I ricercatori hanno studiato un set di dati unico, inclusi dati geologici, archeologici e storici, per comprendere gli eventi che circondano l’eruzione del 1538, l’unica eruzione storicamente analizzabile della caldera flegrea. Hanno analizzato i cambiamenti del livello del suolo lungo la costa dal 1515 al 1650.
“E’ emerso che l’eruzione è stata preceduta da un’intensa deformazione del suolo che ha interessato dapprima l’area di Pozzuoli, poi localizzata nell’area della futura bocca eruttiva, raggiungendo una quota di 20 metri“, ha detto la prima autrice dello studio Elisa Trasatti, ricercatore dell’Istituto Nazionale di Geofisica e Vulcanologia (INGV), in un comunicato stampa.

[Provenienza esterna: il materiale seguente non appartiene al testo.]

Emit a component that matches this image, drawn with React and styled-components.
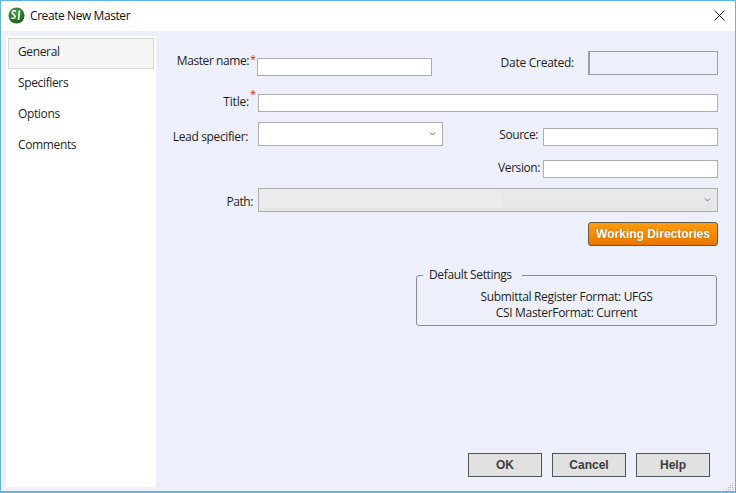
import React from 'react';
import styled, { createGlobalStyle } from 'styled-components';

const Global = createGlobalStyle`
  html, body { margin: 0; padding: 0; background: #fff; }
  * { box-sizing: border-box; }
`;

const Window = styled.div`
  width: 736px; height: 493px; display: flex; flex-direction: column;
  border: 1px solid #5cb6e6; border-bottom-width: 2px; background: #edf0fa; position: relative;
  font-family: "Open Sans", "Noto Sans", sans-serif; font-size: 12px; color: #1e1e1e; letter-spacing: -0.42px;
`;
const TitleBar = styled.div`
  height: 30px; flex: none; background: #fff; display: flex; align-items: center; padding: 0 0 1px 7px; gap: 5px;
`;
const TitleText = styled.span`font-size: 12px; color: #111;`;
const CloseBtn = styled.svg`margin-left: auto; margin-right: 10px; width: 11px; height: 11px;`;
const Body = styled.div`flex: 1; display: flex; min-height: 0;`;
const Sidebar = styled.nav`
  width: 150px; flex: none; margin: 5px 0 4px 5px; background: #fff; padding: 2px; display: flex; flex-direction: column;
`;
const NavItem = styled.div`
  height: 31px; flex: none; display: flex; align-items: center; padding-left: 9px; padding-bottom: 5px;
  border: 1px solid ${p => p.$active ? '#d8d8d8' : 'transparent'};
  background: ${p => p.$active ? '#f5f5f5' : 'transparent'};
  font-size: 12px; letter-spacing: -0.36px;
`;
const Main = styled.main`
  flex: 1; display: flex; flex-direction: column; padding: 20px 17px 14px 0; min-width: 0;
`;
const Row = styled.div`
  display: flex; height: ${p => p.$h}px; margin-top: ${p => p.$mt || 0}px; flex: none;
`;
const Label = styled.label`
  width: ${p => p.$w}px; flex: none; text-align: right; align-self: flex-end; line-height: 18px; height: 18px;
  white-space: nowrap; position: relative; top: ${p => -(p.$up || 0)}px;
  letter-spacing: ${p => p.$ls ?? -0.42}px;
`;
const Star = styled.span`
  width: ${p => p.$w}px; flex: none; color: #e0182d; font-size: 11px; line-height: 10px; align-self: flex-start;
  margin-top: ${p => p.$mt || 0}px; padding-left: 1px;
`;
const TextInput = styled.input`
  width: ${p => p.$w ? p.$w + 'px' : 'auto'}; flex: ${p => p.$w ? 'none' : '1'}; min-width: 0; height: 18px;
  align-self: flex-end; background: #fff; border: 1px solid #aeaeb4; border-radius: 0; padding: 0; outline: none;
`;
const RightGroup = styled.div`margin-left: auto; display: flex; align-items: flex-end; height: 100%;`;
const RightLabel = styled.label`
  margin-right: ${p => p.$mr}px; line-height: 18px; white-space: nowrap; position: relative; top: ${p => p.$dy || 0}px;
  letter-spacing: ${p => p.$ls ?? -0.42}px;
`;
const DateBox = styled.div`
  width: 130px; height: 24px; align-self: flex-start; border: 1px solid #9d9da3; border-left-width: 2px; background: #edf0fa;
`;
const Select = styled.div`
  width: ${p => p.$w ? p.$w + 'px' : 'auto'}; flex: ${p => p.$w ? 'none' : '1'}; height: 24px; position: relative;
  background: ${p => p.$disabled ? 'linear-gradient(#eaeaea, #e6e6e6)' : '#fff'};
  border: 1px solid #aeaeb4; display: flex; align-items: center; justify-content: flex-end; padding-right: 6px;
`;
const Selection = styled.div`
  position: absolute; left: 1px; top: 1px; width: 242px; height: 18px; background: #ececec;
`;
const Chevron = styled.svg`width: 7px; height: 4px;`;
const OrangeRow = styled.div`display: flex; justify-content: flex-end; margin-top: 10px; flex: none;`;
const OrangeButton = styled.button`
  width: 130px; height: 24px; border: 1px solid #5f5a52; border-radius: 3px; padding: 0;
  background: linear-gradient(#ff9a0e, #fb8a00 55%, #e47400); color: #fff;
  font-family: "Liberation Sans", Arial, sans-serif; font-weight: 700; font-size: 12px; letter-spacing: 0;
  text-shadow: 0 0 2px #a85a00;
`;
const FieldsetBox = styled.fieldset`
  width: 301px; height: 59px; margin: 21px 1px 0 auto; padding: 0; flex: none; min-width: 0;
  border: 1px solid #8c8c94; border-radius: 3px; text-align: center;
  display: block;
`;
const Legend = styled.legend`
  margin-left: 6px; padding: 0 10px 0 6px; text-align: left; line-height: 16px; font-size: 12px; letter-spacing: -0.36px;
`;
const FieldLine = styled.div`position: relative; top: 6px; line-height: 16px; height: 16px; letter-spacing: -0.32px;`;
const Footer = styled.div`margin-top: auto; display: flex; justify-content: flex-end; gap: 10px; padding-right: 8px;`;
const DialogButton = styled.button`
  width: 74px; height: 24px; background: #e1e1e1; border: 1px solid #4f5558; border-radius: 0; padding: 0;
  font-family: "Liberation Sans", Arial, sans-serif; font-weight: 700; font-size: 12px; color: #3c3c3c; letter-spacing: 0;
`;
const Grip = styled.svg`position: absolute; right: 1px; bottom: 0; width: 10px; height: 10px;`;

const Logo = () => (
  <svg width="17" height="17" viewBox="0 0 17 17">
    <defs>
      <radialGradient id="lg" cx="0.4" cy="0.3" r="0.8">
        <stop offset="0" stopColor="#4da24a" />
        <stop offset="1" stopColor="#0d5a17" />
      </radialGradient>
    </defs>
    <circle cx="8.5" cy="8.5" r="8" fill="url(#lg)" />
    <path d="M8 4.2C6 3.4 4 4 4.2 5.8c.2 1.7 3 1.9 3 3.8 0 1.7-2.2 2.2-4 1.2" fill="none" stroke="#fff" strokeWidth="1.5" />
    <path d="M11.5 3.5L10.5 13" fill="none" stroke="#fff" strokeWidth="1.7" />
  </svg>
);
const Chev = ({ c = '#666' }) => (
  <Chevron viewBox="0 0 7 4"><path d="M1 .5L3.5 3L6 .5" fill="none" stroke={c} strokeWidth="1" /></Chevron>
);

export default function App() {
  return (
    <Window>
      <Global />
      <TitleBar>
        <Logo />
        <TitleText>Create New Master</TitleText>
        <CloseBtn viewBox="0 0 11 11"><path d="M.5.5L10.5 10.5M10.5.5L.5 10.5" stroke="#222" strokeWidth="1" fill="none" /></CloseBtn>
      </TitleBar>
      <Body>
        <Sidebar>
          <NavItem $active>General</NavItem>
          <NavItem>Specifiers</NavItem>
          <NavItem>Options</NavItem>
          <NavItem>Comments</NavItem>
        </Sidebar>
        <Main>
          <Row $h={25}>
            <Label $w={93} $up={6}>Master name:</Label>
            <Star $w={8} $mt={3}>*</Star>
            <TextInput $w={175} />
            <RightGroup>
              <RightLabel $mr={14} $dy={-4} $ls={-0.27}>Date Created:</RightLabel>
              <DateBox />
            </RightGroup>
          </Row>
          <Row $h={18} $mt={18}>
            <Label $w={93} $up={1} $ls={-0.2}>Title:</Label>
            <Star $w={9} $mt={-5}>*</Star>
            <TextInput />
          </Row>
          <Row $h={24} $mt={10}>
            <Label $w={92} $ls={-0.36}>Lead specifier:</Label>
            <Star $w={10} />
            <Select $w={185}><Chev /></Select>
            <RightGroup>
              <RightLabel $mr={5} $dy={-2}>Source:</RightLabel>
              <TextInput $w={175} />
            </RightGroup>
          </Row>
          <Row $h={18} $mt={14}>
            <RightGroup>
              <RightLabel $mr={3} $dy={-1}>Version:</RightLabel>
              <TextInput $w={175} />
            </RightGroup>
          </Row>
          <Row $h={24} $mt={10}>
            <Label $w={97} $up={1}>Path:</Label>
            <Star $w={5} />
            <Select $disabled><Selection /><Chev c="#777" /></Select>
          </Row>
          <OrangeRow><OrangeButton>Working Directories</OrangeButton></OrangeRow>
          <FieldsetBox>
            <Legend>Default Settings</Legend>
            <FieldLine>Submittal Register Format: UFGS</FieldLine>
            <FieldLine>CSI MasterFormat: Current</FieldLine>
          </FieldsetBox>
          <Footer>
            <DialogButton>OK</DialogButton>
            <DialogButton>Cancel</DialogButton>
            <DialogButton>Help</DialogButton>
          </Footer>
        </Main>
      </Body>
      <Grip viewBox="0 0 10 10" aria-hidden="true">
        {[[8,2],[6,4],[8,4],[4,6],[6,6],[8,6],[2,8],[4,8],[6,8],[8,8]].map(([x,y]) => <rect key={x+'-'+y} x={x} y={y} width="1" height="1" fill="#b0b4bc" />)}
      </Grip>
    </Window>
  );
}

I modelli sviluppati hanno anche mostrato il trasferimento del magma durante l’eruzione da una sorgente profonda 4 km alla bocca del Monte Nuovo. Nel periodo successivo, il sollevamento del suolo si è verificato senza eruzione: Mauro Antonio Di Vito, coautore e direttore dell’Osservatorio Vesuviano dell’INGV, ha spiegato che il suo team ha definito questo fenomeno una “eruzione interrotta“.
Cosa accadrebbe nel caso in cui Campi Flegrei eruttasse?
L’eruzione rilascerebbe anche un pennacchio di zolfo e cenere tossica, inducendo potenzialmente un inverno globale lungo anni, provocando gravi danni all’agricoltura ed estinzioni di massa.
Tuttavia, i ricercatori hanno scoperto che le eruzioni dei Campi Flegrei possono esaurirsi senza che il vulcano scateni tutta la sua potenza distruttiva.
“È stato stimato che la porzione di magma eruttato nel 1538 sia circa un centesimo di quello accumulatosi sotto il vulcano tra il 1250 e il 1650″, ha spiegato Valerio Acocella, docente dell’Università Roma Tre e coautore della ricerca. “Questo fatto evidenzia la forte capacità del sistema flegreo di trattenere il magma, eruttandone una porzione minima“.
Estratto dello studio:
Il trasferimento superficiale del magma è difficile da rilevare nei vulcani scarsamente monitorati. Il trasferimento di magma prima dell’ultima eruzione del 1538 nella caldera dei Campi Flegrei (Italia) è stato eccezionalmente monitorato utilizzando dati storici, archeologici e geologici.
Qui, estendiamo quel set di dati al 1650 per scoprire qualsiasi trasferimento di magma durante la subsidenza post-eruttiva. I risultati mostrano due fasi di subsidenza post-eruttiva, separate da un sollevamento precedentemente non documentato durante il 1540-1582. Il sollevamento evidenzia la pressurizzazione delle sorgenti pre-eruttive centrali (~ 3,5 km di profondità) e periferiche (~ 1 km di profondità), suggerendo un’eruzione interrotta.
Gli eventi di subsidenza richiedono principalmente la depressurizzazione della sorgente centrale e la pressurizzazione di uno strato magmatico più profondo (~8 km di profondità). Pertanto, nonostante la generale deflazione post-eruttiva, dopo il 1538 il serbatoio più profondo sperimentò un continuo rifornimento di magma, con magma quasi eruttato tra il 1540 e il 1582, sfidando l’ipotesi comune di deflazione post-eruttiva.
Ciò sottolinea l’importanza di monitorare i sistemi magmatici più profondi, anche dopo le eruzioni, per valutarne adeguatamente il potenziale eruttivo.